Identify each line below that contains the word "this", and copy it out.

* _Data to use_:

▬▬▬

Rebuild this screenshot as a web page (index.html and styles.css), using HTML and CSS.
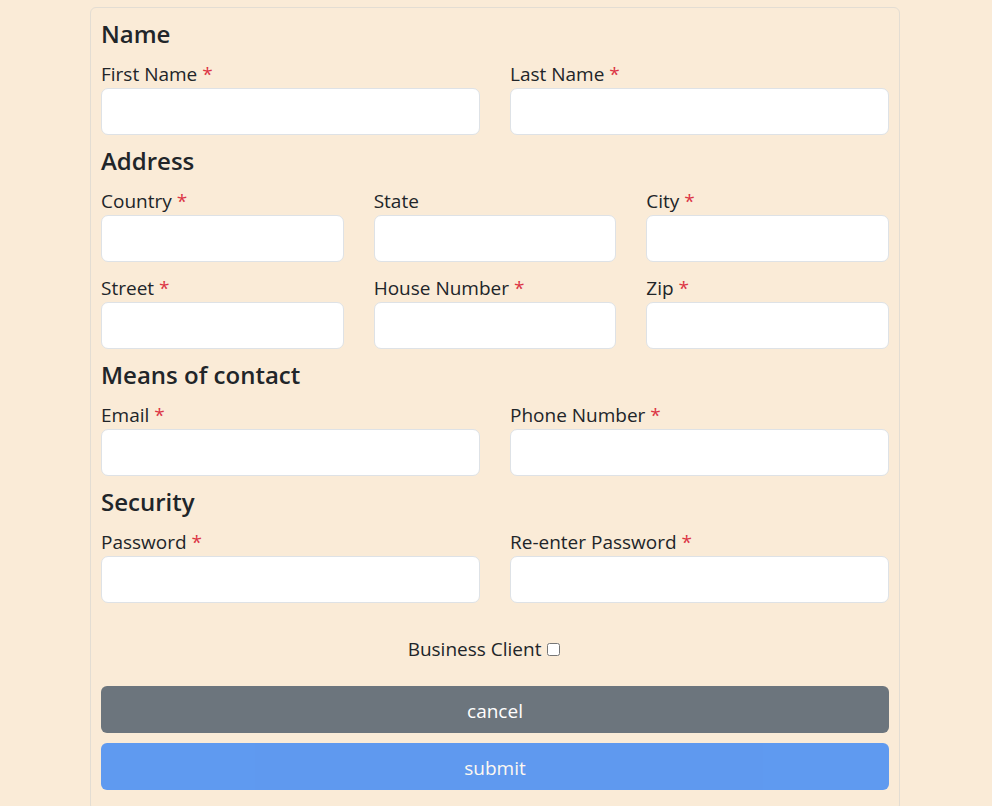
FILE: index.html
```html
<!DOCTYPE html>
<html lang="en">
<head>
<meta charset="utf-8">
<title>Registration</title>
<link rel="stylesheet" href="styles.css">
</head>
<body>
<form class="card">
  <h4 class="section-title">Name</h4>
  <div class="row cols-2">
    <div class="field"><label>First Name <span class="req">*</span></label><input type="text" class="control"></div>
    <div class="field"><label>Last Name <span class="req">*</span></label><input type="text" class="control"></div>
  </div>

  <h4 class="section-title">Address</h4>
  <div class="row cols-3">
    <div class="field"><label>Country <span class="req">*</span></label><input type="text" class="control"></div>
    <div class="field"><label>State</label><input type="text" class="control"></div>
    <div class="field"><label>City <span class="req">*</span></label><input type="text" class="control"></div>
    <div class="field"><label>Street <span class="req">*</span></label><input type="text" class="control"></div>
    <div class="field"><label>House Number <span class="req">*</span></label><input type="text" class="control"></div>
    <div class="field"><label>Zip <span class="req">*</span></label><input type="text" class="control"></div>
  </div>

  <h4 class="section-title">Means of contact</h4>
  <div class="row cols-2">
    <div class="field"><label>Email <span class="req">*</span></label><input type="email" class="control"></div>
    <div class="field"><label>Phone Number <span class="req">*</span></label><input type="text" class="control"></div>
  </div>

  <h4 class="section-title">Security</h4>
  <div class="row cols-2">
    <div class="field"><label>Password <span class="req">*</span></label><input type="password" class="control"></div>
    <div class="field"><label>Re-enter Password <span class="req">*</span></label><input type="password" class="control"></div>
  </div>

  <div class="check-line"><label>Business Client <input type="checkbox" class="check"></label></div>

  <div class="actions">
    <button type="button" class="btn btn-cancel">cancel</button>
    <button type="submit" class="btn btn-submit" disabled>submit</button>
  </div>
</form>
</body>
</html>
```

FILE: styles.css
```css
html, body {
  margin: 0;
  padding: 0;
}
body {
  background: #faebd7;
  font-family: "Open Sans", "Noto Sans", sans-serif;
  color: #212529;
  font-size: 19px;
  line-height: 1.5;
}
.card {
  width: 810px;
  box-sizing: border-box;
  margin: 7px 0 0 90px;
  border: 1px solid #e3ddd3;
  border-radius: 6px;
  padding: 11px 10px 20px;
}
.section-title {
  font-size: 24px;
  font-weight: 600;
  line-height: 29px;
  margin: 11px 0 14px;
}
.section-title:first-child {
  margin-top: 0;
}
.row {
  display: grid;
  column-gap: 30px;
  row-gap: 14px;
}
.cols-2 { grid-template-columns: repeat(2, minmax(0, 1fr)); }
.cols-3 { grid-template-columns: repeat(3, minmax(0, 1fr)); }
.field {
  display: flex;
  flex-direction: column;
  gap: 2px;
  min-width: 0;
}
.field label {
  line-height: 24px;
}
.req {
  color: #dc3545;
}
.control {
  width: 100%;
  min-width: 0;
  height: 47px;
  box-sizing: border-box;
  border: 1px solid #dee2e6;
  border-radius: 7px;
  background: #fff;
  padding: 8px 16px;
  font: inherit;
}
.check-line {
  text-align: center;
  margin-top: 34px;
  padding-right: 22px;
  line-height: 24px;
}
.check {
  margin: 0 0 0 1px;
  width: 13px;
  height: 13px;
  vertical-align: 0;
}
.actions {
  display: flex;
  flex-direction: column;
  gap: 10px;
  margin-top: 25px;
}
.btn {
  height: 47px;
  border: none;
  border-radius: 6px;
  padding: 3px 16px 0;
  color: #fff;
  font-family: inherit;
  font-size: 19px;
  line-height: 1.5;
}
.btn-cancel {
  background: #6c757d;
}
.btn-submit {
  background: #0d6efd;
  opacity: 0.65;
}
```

▬▬▬

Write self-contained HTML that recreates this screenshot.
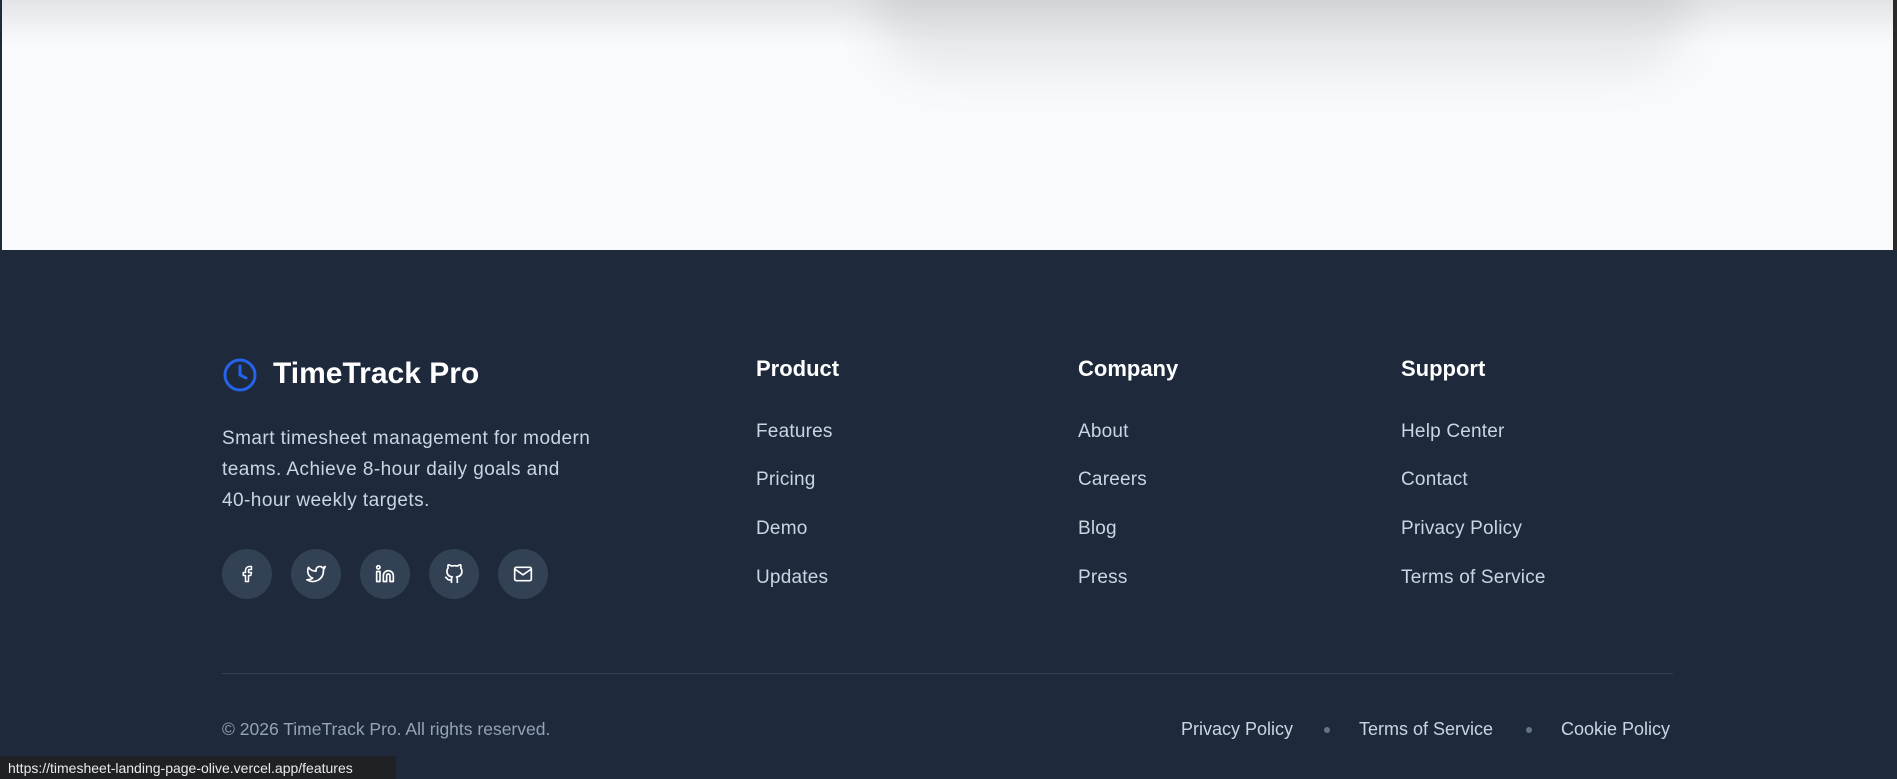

▬▬▬

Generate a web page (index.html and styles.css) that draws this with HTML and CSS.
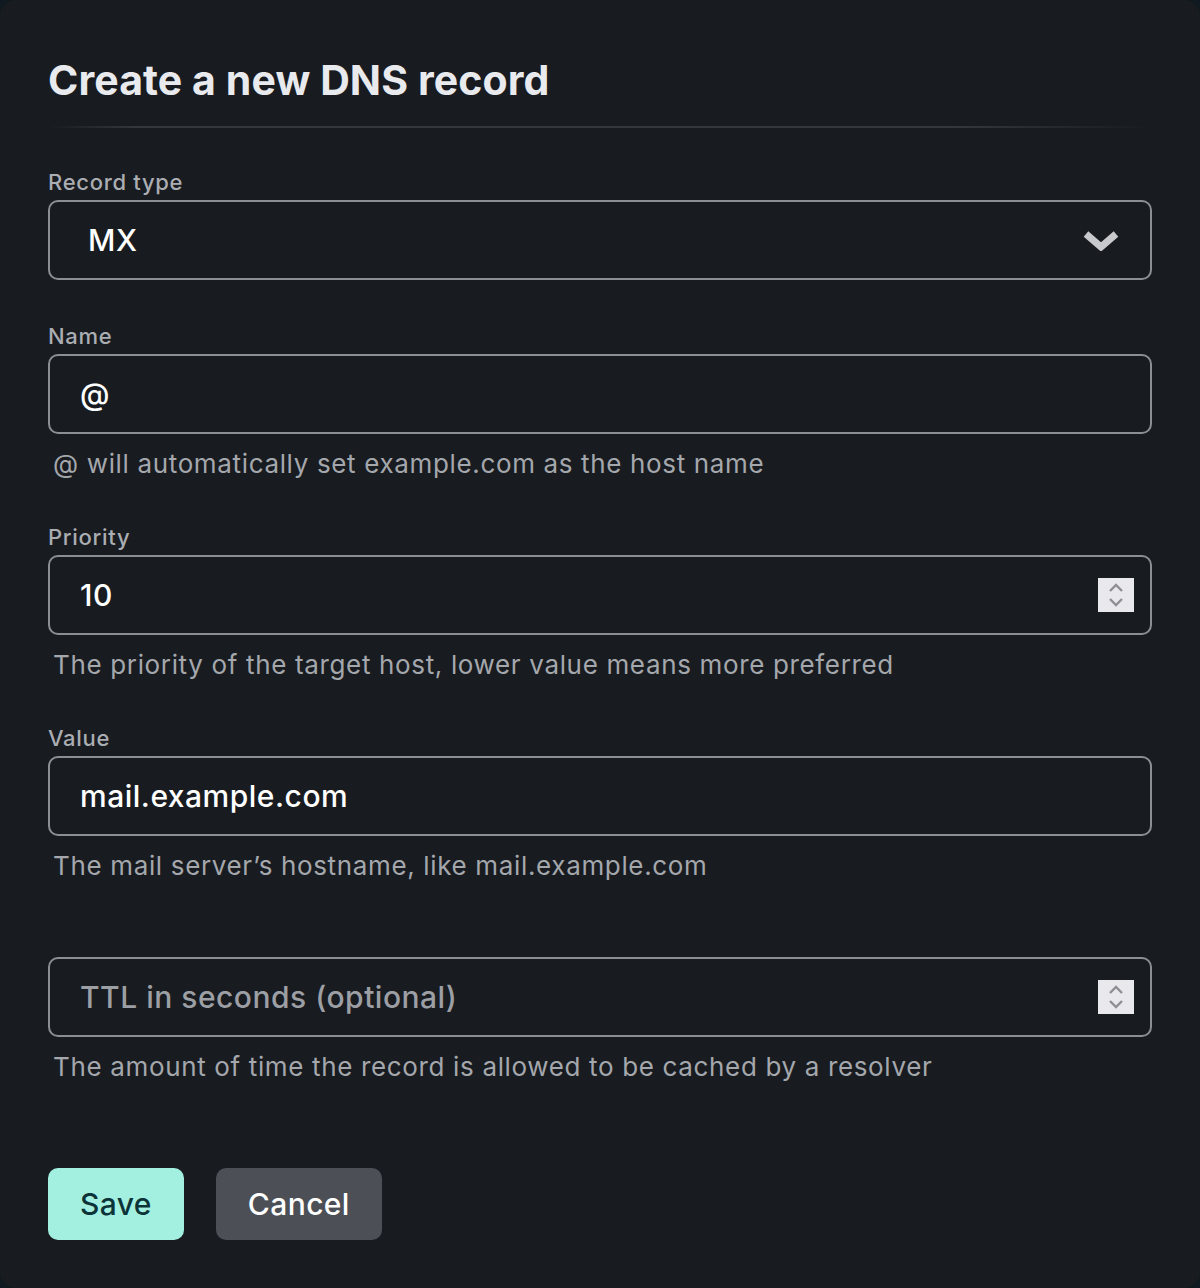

▬▬▬

* _The reply_:
Rebuild this screenshot as a web page (index.html and styles.css), using HTML and CSS.
Write self-contained HTML that recreates this screenshot.
Generate a web page (index.html and styles.css) that draws this with HTML and CSS.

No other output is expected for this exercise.